そして、管敷設後、地震時の大きな外力が加わり管軸方向に矢印Qで示すように圧縮力が作用すると、推力伝達部材10先端部の曲げ強度が上記大きな外力に対しては耐え得ない強度とされているので、この力で破壊され、その結果、図5に示すように押込用空間S分だけ挿口2が移動する。
【0031】
なお、矢印Rで示すように引抜方向への力が加わった場合は、掛かり合い部10aは押輪5に接触し接触圧が破壊強度を超えると図6に示すように掛かり合い部10aが破断されて引き抜き方向への動きが許容される。
【0032】
なお、図4に示すようにピン10cで掛かり合い部10aを形成した場合は、押込方向に対しては図5に示したのと同様ブラケット部10dが破壊されて押込方向へ移動するが、抜け出し方向に対しては図7に示すように自由に回動するので、押輪5に無理な力が加わらない。
【0033】
また、押込用空間Sを持たせるためのバンド部材9は管1外面に取り付けられているので、管敷設後そのまま放置しておいても支障はない。
【0034】
【発明の効果】
以上説明したように、この発明の推進治具付き推進工法用耐震管継手によれば、パイプインパイプ工法で管を推進させて行く場合、推進工法によるにもかかわらず挿口先端と受口奥端との間に耐震用の隙間を設けて推進させていくことができる。
【0035】
また、バンド部材の支持脚には、ローラなどの案内部材が設けられているので、推進抵抗も少なく、また、鞘管内の推進中に管に軸心まわりのローリングが生じても安定した状態で管を推進させることができ、推進工法が容易に実施できるといった効果を有する。
【図面の簡単な説明】
【図1】この発明の実施形態の推進治具付き推進工法用耐震管継手の側面図である。
【図2】図1のX−X線断面図である。
【図3】図1のA‐A線部分の拡大断面図である。
【図4】実施形態の掛かり合い部の他の構成例の説明図で、(a)は掛かり合い部の拡大断面図、(b)は掛かり合い部の他の構成例の斜視図、(c)(d)はさらに他の構成例の斜視図である。
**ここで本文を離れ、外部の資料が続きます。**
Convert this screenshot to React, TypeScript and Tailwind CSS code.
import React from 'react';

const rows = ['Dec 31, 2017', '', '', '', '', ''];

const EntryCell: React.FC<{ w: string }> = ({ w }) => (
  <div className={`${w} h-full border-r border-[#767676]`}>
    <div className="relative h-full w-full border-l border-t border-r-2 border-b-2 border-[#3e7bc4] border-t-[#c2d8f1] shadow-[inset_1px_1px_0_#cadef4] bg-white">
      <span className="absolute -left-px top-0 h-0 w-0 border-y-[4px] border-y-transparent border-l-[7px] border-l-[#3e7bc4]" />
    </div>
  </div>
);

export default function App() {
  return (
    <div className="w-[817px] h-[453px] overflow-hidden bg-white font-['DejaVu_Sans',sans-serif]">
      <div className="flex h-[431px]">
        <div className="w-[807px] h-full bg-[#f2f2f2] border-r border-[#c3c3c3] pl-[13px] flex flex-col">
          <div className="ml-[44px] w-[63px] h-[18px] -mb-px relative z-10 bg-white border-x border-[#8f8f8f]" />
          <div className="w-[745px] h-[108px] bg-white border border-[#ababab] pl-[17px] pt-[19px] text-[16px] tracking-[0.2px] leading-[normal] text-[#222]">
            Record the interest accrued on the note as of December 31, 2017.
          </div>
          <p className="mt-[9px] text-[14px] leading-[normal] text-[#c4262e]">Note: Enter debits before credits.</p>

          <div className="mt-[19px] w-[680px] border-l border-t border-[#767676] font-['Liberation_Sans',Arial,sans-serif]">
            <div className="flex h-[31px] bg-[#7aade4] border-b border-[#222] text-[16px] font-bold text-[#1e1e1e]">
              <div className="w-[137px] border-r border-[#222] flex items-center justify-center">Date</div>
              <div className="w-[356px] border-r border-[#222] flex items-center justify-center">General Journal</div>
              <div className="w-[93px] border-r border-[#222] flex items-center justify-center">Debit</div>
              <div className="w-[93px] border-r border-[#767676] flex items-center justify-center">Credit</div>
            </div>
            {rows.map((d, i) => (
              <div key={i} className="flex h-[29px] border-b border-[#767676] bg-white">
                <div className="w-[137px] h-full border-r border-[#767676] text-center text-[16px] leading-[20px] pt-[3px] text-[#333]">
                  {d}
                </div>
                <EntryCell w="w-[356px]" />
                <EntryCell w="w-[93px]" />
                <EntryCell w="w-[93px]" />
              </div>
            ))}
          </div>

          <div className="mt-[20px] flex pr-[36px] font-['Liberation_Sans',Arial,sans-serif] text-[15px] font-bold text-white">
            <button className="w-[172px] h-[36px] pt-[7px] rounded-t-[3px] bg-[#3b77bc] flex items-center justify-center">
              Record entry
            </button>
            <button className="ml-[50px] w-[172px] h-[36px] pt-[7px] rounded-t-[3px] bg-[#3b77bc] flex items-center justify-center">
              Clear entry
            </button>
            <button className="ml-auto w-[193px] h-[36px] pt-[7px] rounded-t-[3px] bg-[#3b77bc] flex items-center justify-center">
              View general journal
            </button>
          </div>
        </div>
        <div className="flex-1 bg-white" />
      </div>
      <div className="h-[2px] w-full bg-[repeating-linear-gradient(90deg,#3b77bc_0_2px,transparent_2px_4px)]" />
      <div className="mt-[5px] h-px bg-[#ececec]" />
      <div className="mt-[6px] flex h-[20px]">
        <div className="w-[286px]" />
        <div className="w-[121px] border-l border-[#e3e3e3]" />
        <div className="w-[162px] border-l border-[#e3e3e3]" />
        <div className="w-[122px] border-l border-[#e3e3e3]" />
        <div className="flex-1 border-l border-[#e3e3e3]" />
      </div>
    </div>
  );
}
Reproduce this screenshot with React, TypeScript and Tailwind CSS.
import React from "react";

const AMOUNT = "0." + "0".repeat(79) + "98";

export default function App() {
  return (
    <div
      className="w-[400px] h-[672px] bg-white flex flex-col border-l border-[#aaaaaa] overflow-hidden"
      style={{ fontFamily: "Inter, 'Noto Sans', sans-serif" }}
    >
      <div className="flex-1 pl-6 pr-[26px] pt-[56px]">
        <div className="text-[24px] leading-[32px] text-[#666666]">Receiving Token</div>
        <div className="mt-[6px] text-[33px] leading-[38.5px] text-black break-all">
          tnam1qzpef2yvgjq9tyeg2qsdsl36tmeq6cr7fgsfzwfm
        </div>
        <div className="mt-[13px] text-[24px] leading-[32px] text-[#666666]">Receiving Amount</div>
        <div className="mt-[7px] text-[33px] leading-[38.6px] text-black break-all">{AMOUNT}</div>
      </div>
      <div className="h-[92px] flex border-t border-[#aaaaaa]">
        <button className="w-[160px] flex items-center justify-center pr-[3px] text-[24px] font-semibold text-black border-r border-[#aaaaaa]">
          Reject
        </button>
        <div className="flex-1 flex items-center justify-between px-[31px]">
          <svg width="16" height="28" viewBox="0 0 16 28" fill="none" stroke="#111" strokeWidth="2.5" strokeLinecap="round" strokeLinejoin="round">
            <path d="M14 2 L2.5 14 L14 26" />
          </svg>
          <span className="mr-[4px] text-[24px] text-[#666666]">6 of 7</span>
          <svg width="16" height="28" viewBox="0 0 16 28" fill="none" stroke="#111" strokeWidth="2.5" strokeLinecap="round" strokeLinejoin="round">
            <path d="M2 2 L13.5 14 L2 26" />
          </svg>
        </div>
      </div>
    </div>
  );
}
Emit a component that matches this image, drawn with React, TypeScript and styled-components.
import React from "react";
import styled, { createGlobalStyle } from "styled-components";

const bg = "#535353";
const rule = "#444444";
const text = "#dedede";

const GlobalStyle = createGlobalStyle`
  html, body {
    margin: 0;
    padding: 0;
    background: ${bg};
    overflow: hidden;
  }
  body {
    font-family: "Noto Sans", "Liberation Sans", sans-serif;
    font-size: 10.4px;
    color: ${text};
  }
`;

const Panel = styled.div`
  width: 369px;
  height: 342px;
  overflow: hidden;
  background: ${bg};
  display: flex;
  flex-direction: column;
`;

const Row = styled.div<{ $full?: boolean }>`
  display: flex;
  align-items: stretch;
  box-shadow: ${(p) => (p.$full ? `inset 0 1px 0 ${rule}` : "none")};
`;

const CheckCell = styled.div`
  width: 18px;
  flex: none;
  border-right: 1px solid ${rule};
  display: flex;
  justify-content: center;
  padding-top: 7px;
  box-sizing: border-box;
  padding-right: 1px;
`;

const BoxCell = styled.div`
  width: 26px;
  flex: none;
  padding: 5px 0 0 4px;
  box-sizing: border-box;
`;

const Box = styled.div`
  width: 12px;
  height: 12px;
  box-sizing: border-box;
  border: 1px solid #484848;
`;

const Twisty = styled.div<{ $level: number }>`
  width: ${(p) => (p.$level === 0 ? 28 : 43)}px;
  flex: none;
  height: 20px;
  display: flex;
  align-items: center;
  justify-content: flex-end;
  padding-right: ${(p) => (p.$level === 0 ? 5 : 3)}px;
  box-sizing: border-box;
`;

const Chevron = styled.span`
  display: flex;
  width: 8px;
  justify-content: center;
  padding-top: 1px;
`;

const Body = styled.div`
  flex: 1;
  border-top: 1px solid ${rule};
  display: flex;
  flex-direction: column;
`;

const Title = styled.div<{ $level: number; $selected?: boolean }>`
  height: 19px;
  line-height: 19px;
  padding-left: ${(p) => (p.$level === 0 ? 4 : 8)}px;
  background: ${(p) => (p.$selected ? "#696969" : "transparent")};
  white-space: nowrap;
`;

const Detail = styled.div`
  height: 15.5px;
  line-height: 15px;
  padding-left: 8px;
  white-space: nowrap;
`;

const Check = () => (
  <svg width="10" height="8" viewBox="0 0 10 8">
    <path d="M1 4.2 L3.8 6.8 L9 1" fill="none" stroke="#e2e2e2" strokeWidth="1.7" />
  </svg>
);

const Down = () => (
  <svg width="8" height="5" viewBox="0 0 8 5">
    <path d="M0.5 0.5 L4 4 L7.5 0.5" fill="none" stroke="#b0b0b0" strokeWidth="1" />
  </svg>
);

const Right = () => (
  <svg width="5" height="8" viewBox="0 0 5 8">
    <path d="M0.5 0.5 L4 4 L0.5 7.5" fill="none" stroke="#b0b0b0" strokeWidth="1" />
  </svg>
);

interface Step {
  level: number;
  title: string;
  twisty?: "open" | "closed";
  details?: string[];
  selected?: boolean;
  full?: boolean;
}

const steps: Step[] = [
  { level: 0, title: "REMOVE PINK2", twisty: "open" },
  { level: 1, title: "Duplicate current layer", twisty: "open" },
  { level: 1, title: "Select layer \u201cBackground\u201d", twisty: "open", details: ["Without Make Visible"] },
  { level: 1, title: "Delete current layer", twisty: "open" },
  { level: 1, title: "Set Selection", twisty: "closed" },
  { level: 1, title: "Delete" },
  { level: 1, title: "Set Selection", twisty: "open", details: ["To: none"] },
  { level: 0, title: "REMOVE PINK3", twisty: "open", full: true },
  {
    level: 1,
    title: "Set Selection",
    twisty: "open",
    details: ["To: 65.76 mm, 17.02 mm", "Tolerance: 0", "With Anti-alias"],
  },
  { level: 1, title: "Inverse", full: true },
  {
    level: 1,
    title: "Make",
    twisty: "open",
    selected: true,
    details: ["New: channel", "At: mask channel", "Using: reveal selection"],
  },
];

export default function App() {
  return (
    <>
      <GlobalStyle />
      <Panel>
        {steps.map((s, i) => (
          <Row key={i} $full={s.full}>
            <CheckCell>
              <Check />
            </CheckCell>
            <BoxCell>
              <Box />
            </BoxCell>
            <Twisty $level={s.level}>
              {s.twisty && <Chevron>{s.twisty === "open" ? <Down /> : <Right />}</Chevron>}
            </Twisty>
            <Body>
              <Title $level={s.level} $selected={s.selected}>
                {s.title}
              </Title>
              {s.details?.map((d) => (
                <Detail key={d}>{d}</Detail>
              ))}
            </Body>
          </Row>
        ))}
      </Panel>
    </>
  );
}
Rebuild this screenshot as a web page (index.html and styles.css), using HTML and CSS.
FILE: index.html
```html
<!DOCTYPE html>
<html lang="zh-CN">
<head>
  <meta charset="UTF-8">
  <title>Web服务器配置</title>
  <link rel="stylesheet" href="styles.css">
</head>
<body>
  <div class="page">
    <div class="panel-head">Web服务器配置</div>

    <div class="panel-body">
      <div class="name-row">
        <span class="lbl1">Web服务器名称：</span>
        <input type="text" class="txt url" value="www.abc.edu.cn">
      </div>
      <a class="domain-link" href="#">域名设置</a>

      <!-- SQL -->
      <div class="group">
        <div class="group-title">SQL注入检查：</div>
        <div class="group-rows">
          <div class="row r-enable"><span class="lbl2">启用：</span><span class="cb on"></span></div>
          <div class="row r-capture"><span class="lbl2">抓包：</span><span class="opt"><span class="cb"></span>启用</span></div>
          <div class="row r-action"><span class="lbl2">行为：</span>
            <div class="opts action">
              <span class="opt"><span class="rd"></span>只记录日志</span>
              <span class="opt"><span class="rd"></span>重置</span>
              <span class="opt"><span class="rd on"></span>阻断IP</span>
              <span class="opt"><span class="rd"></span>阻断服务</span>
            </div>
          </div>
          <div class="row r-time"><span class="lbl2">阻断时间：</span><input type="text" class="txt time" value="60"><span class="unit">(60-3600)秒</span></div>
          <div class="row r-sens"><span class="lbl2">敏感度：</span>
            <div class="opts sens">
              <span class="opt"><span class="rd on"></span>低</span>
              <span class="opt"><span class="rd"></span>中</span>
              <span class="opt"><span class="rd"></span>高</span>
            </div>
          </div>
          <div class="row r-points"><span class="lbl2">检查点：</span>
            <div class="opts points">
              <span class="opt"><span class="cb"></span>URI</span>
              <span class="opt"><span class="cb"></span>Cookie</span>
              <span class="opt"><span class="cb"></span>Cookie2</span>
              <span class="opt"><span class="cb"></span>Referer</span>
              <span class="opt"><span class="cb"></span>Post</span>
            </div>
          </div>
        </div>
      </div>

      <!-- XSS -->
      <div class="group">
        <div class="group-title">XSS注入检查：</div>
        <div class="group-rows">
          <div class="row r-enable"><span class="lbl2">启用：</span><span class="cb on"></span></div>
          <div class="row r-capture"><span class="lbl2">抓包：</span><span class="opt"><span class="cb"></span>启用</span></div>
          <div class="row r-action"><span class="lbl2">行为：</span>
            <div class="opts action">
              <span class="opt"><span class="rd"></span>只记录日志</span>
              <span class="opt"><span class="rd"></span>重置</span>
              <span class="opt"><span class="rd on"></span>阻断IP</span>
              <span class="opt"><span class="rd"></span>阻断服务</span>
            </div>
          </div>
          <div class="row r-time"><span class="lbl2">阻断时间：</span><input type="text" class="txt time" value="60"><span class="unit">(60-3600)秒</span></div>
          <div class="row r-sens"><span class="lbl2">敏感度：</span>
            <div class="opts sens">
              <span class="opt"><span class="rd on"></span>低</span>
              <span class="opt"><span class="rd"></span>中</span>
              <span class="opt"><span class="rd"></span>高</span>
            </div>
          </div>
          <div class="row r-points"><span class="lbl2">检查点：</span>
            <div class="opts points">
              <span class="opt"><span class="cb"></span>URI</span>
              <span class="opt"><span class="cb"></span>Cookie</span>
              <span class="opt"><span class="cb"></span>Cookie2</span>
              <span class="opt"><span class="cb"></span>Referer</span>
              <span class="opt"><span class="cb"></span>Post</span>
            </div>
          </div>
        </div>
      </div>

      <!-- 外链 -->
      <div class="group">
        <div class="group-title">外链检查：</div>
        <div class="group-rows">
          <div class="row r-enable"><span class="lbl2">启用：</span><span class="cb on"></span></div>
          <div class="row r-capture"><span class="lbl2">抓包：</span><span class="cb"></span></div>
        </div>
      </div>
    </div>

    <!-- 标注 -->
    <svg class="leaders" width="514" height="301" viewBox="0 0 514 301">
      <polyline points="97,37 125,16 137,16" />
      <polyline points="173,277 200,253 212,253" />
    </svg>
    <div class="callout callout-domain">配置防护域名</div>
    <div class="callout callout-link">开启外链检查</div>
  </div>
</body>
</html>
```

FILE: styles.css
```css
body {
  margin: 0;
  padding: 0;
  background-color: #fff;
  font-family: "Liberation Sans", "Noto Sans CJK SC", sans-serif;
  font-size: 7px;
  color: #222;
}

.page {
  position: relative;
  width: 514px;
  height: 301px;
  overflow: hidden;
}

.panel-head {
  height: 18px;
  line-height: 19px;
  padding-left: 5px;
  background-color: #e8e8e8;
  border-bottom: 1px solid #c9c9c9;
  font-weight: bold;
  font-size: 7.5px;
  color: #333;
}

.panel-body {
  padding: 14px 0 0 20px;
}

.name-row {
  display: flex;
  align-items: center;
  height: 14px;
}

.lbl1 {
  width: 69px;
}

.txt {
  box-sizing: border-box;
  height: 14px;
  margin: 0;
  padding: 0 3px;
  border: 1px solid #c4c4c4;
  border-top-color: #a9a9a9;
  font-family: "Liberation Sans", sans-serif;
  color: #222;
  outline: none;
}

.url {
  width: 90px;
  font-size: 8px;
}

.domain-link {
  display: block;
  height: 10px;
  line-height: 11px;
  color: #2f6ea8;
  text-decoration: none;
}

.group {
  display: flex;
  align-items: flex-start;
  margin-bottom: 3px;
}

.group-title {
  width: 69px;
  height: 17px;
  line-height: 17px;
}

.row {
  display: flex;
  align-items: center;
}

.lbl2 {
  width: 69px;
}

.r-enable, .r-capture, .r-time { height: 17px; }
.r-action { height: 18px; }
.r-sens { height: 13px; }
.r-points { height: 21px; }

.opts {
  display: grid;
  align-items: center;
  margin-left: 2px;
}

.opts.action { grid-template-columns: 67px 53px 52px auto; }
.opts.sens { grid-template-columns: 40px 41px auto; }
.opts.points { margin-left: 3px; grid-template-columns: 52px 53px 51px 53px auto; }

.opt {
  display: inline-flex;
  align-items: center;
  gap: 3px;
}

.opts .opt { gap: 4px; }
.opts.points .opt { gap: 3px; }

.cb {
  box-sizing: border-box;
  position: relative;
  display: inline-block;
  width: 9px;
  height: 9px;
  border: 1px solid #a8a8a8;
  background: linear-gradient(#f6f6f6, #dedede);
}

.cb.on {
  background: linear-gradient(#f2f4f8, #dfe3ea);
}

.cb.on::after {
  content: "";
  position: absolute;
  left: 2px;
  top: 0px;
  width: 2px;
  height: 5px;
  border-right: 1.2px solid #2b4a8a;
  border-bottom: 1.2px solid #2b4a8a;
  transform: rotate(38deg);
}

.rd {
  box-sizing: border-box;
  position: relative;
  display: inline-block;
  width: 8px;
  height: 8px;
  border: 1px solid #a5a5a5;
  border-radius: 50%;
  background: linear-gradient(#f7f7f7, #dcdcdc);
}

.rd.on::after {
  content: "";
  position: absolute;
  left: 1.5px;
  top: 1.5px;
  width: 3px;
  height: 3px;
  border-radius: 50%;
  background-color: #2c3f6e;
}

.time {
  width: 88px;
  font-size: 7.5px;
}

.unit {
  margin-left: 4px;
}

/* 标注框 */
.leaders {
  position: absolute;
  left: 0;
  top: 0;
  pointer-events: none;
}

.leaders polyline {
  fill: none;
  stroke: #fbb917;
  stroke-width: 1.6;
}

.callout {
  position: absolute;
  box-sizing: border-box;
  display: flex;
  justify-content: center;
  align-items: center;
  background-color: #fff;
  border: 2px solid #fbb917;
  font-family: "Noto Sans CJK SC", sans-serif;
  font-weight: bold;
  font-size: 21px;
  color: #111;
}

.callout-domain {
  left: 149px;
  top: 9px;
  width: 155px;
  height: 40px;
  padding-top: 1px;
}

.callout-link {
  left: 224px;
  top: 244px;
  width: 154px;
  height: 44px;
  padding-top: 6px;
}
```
【図5】実施の形態の作動説明図で、継手部の収縮変化を示す側面図である。
【図6】実施の形態の作動説明図で、継手部の伸長変化を示す側面図である。
【図7】他の構成例における掛かり合い部の伸長変化を示す側面図である。
【符号の説明】
1a 挿口側管
1b 受口側管
2 挿口
3 受口
4 シール用ゴム輪
5 押し輪
6 ロックリング
8 ロックリング収納溝
9 バンド部材
10 推力伝達部材
10a 掛かり合い部
12 支持脚
13 ローラ
15 鞘管

Claims (1)

  1. 挿口先端から受口奥端までの間に押込用空間を残して受口に挿口を挿入した管継手と、受口開口端から前記押込用空間に相当する長さ分以上隔てた挿口外面位置に取り付けられたバンド部材と、該バンド部材から前記受口開口端方向へ伸び、先端が前記受口開口端に掛かり合う推力伝達部材と、前記バンド部材外面に径方向に突出支持され、鞘管内面に沿って摺動または転動する案内部材を備え、前記受口開口端に掛かり合う推力伝達部材の強度が、管の推進力には耐えるが地震時の大きな外力には破壊される強度とされてなる推進治具付き推進工法用耐震管継手。